Problem details — Reproduce each of the lines word for word.
═══
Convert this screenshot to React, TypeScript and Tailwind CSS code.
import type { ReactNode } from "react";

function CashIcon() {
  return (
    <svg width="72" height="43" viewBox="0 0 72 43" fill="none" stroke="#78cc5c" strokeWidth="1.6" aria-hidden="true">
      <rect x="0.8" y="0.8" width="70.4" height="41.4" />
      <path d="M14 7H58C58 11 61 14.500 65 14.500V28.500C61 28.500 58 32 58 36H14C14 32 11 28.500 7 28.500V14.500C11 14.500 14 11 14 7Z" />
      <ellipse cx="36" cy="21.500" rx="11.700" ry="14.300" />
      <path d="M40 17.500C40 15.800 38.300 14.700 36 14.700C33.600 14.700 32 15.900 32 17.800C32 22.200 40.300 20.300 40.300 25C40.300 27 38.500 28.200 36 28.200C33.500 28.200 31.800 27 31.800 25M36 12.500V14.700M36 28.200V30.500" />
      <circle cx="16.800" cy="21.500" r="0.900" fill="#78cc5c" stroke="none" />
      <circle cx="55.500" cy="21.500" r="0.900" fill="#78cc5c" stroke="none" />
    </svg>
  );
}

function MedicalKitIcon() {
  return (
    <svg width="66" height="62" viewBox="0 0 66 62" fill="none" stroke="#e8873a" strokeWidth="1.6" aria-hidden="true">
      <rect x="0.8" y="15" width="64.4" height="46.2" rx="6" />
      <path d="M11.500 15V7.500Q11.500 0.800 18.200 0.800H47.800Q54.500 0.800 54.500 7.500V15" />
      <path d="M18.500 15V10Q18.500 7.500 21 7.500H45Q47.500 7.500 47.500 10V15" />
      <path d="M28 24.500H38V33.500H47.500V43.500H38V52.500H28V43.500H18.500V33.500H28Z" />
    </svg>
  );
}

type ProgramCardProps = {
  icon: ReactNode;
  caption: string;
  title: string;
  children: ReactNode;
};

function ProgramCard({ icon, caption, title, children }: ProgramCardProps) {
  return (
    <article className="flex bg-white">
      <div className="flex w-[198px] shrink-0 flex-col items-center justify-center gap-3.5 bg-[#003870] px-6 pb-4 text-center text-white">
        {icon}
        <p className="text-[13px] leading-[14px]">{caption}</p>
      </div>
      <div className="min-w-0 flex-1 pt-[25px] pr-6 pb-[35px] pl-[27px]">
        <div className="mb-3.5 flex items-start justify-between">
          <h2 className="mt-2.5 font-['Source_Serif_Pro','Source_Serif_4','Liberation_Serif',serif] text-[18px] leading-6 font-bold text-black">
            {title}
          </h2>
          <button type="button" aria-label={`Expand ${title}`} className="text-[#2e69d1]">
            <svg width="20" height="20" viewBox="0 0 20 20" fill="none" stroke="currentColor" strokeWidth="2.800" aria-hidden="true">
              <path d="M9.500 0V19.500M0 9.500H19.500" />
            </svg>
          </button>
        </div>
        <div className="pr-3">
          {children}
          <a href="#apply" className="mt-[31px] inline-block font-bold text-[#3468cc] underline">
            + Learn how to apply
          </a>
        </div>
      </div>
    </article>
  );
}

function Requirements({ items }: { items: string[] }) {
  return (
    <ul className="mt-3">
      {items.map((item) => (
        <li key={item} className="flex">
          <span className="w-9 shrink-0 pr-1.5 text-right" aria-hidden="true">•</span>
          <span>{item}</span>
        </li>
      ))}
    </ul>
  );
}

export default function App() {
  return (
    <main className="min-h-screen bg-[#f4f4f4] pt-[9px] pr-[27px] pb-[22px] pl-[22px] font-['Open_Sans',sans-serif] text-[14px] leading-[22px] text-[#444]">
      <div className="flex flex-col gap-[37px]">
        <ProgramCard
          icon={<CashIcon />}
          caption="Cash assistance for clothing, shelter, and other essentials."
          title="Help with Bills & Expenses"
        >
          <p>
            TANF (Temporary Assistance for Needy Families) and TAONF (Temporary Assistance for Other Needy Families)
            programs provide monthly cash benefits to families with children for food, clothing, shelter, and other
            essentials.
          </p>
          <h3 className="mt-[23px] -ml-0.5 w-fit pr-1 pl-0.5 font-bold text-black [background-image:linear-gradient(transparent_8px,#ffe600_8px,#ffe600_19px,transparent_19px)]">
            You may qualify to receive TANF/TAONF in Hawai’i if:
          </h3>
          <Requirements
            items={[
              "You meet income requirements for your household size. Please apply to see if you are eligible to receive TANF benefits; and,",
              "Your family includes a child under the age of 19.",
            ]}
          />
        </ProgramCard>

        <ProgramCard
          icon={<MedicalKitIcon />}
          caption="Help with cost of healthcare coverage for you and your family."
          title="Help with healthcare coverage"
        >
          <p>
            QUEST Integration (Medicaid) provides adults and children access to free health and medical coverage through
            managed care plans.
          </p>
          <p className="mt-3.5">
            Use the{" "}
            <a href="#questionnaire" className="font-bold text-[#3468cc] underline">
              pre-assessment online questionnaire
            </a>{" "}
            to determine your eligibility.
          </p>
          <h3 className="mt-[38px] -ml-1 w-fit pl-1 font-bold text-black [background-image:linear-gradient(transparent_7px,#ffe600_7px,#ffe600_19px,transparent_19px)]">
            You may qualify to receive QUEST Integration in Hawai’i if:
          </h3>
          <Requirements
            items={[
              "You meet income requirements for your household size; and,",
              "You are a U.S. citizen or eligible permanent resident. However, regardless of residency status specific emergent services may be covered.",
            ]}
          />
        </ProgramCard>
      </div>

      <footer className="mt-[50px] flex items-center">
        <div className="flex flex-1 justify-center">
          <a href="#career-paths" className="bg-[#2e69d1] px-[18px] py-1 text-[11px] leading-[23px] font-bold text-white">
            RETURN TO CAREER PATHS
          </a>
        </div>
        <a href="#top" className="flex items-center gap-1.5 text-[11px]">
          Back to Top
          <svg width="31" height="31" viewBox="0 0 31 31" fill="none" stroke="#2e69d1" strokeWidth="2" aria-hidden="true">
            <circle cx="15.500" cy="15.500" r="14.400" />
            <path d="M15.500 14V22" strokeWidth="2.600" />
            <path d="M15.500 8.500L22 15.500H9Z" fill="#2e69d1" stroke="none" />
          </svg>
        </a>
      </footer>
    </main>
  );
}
═══
Exercise answer —
Convert this screenshot to React, TypeScript and Tailwind CSS code.
import type { ReactNode } from "react";

function CashIcon() {
  return (
    <svg width="72" height="43" viewBox="0 0 72 43" fill="none" stroke="#78cc5c" strokeWidth="1.6" aria-hidden="true">
      <rect x="0.8" y="0.8" width="70.4" height="41.4" />
      <path d="M14 7H58C58 11 61 14.500 65 14.500V28.500C61 28.500 58 32 58 36H14C14 32 11 28.500 7 28.500V14.500C11 14.500 14 11 14 7Z" />
      <ellipse cx="36" cy="21.500" rx="11.700" ry="14.300" />
      <path d="M40 17.500C40 15.800 38.300 14.700 36 14.700C33.600 14.700 32 15.900 32 17.800C32 22.200 40.300 20.300 40.300 25C40.300 27 38.500 28.200 36 28.200C33.500 28.200 31.800 27 31.800 25M36 12.500V14.700M36 28.200V30.500" />
      <circle cx="16.800" cy="21.500" r="0.900" fill="#78cc5c" stroke="none" />
      <circle cx="55.500" cy="21.500" r="0.900" fill="#78cc5c" stroke="none" />
    </svg>
  );
}

function MedicalKitIcon() {
  return (
    <svg width="66" height="62" viewBox="0 0 66 62" fill="none" stroke="#e8873a" strokeWidth="1.6" aria-hidden="true">
      <rect x="0.8" y="15" width="64.4" height="46.2" rx="6" />
      <path d="M11.500 15V7.500Q11.500 0.800 18.200 0.800H47.800Q54.500 0.800 54.500 7.500V15" />
      <path d="M18.500 15V10Q18.500 7.500 21 7.500H45Q47.500 7.500 47.500 10V15" />
      <path d="M28 24.500H38V33.500H47.500V43.500H38V52.500H28V43.500H18.500V33.500H28Z" />
    </svg>
  );
}

type ProgramCardProps = {
  icon: ReactNode;
  caption: string;
  title: string;
  children: ReactNode;
};

function ProgramCard({ icon, caption, title, children }: ProgramCardProps) {
  return (
    <article className="flex bg-white">
      <div className="flex w-[198px] shrink-0 flex-col items-center justify-center gap-3.5 bg-[#003870] px-6 pb-4 text-center text-white">
        {icon}
        <p className="text-[13px] leading-[14px]">{caption}</p>
      </div>
      <div className="min-w-0 flex-1 pt-[25px] pr-6 pb-[35px] pl-[27px]">
        <div className="mb-3.5 flex items-start justify-between">
          <h2 className="mt-2.5 font-['Source_Serif_Pro','Source_Serif_4','Liberation_Serif',serif] text-[18px] leading-6 font-bold text-black">
            {title}
          </h2>
          <button type="button" aria-label={`Expand ${title}`} className="text-[#2e69d1]">
            <svg width="20" height="20" viewBox="0 0 20 20" fill="none" stroke="currentColor" strokeWidth="2.800" aria-hidden="true">
              <path d="M9.500 0V19.500M0 9.500H19.500" />
            </svg>
          </button>
        </div>
        <div className="pr-3">
          {children}
          <a href="#apply" className="mt-[31px] inline-block font-bold text-[#3468cc] underline">
            + Learn how to apply
          </a>
        </div>
      </div>
    </article>
  );
}

function Requirements({ items }: { items: string[] }) {
  return (
    <ul className="mt-3">
      {items.map((item) => (
        <li key={item} className="flex">
          <span className="w-9 shrink-0 pr-1.5 text-right" aria-hidden="true">•</span>
          <span>{item}</span>
        </li>
      ))}
    </ul>
  );
}

export default function App() {
  return (
    <main className="min-h-screen bg-[#f4f4f4] pt-[9px] pr-[27px] pb-[22px] pl-[22px] font-['Open_Sans',sans-serif] text-[14px] leading-[22px] text-[#444]">
      <div className="flex flex-col gap-[37px]">
        <ProgramCard
          icon={<CashIcon />}
          caption="Cash assistance for clothing, shelter, and other essentials."
          title="Help with Bills & Expenses"
        >
          <p>
            TANF (Temporary Assistance for Needy Families) and TAONF (Temporary Assistance for Other Needy Families)
            programs provide monthly cash benefits to families with children for food, clothing, shelter, and other
            essentials.
          </p>
          <h3 className="mt-[23px] -ml-0.5 w-fit pr-1 pl-0.5 font-bold text-black [background-image:linear-gradient(transparent_8px,#ffe600_8px,#ffe600_19px,transparent_19px)]">
            You may qualify to receive TANF/TAONF in Hawai’i if:
          </h3>
          <Requirements
            items={[
              "You meet income requirements for your household size. Please apply to see if you are eligible to receive TANF benefits; and,",
              "Your family includes a child under the age of 19.",
            ]}
          />
        </ProgramCard>

        <ProgramCard
          icon={<MedicalKitIcon />}
          caption="Help with cost of healthcare coverage for you and your family."
          title="Help with healthcare coverage"
        >
          <p>
            QUEST Integration (Medicaid) provides adults and children access to free health and medical coverage through
            managed care plans.
          </p>
          <p className="mt-3.5">
            Use the{" "}
            <a href="#questionnaire" className="font-bold text-[#3468cc] underline">
              pre-assessment online questionnaire
            </a>{" "}
            to determine your eligibility.
          </p>
          <h3 className="mt-[38px] -ml-1 w-fit pl-1 font-bold text-black [background-image:linear-gradient(transparent_7px,#ffe600_7px,#ffe600_19px,transparent_19px)]">
            You may qualify to receive QUEST Integration in Hawai’i if:
          </h3>
          <Requirements
            items={[
              "You meet income requirements for your household size; and,",
              "You are a U.S. citizen or eligible permanent resident. However, regardless of residency status specific emergent services may be covered.",
            ]}
          />
        </ProgramCard>
      </div>

      <footer className="mt-[50px] flex items-center">
        <div className="flex flex-1 justify-center">
          <a href="#career-paths" className="bg-[#2e69d1] px-[18px] py-1 text-[11px] leading-[23px] font-bold text-white">
            RETURN TO CAREER PATHS
          </a>
        </div>
        <a href="#top" className="flex items-center gap-1.5 text-[11px]">
          Back to Top
          <svg width="31" height="31" viewBox="0 0 31 31" fill="none" stroke="#2e69d1" strokeWidth="2" aria-hidden="true">
            <circle cx="15.500" cy="15.500" r="14.400" />
            <path d="M15.500 14V22" strokeWidth="2.600" />
            <path d="M15.500 8.500L22 15.500H9Z" fill="#2e69d1" stroke="none" />
          </svg>
        </a>
      </footer>
    </main>
  );
}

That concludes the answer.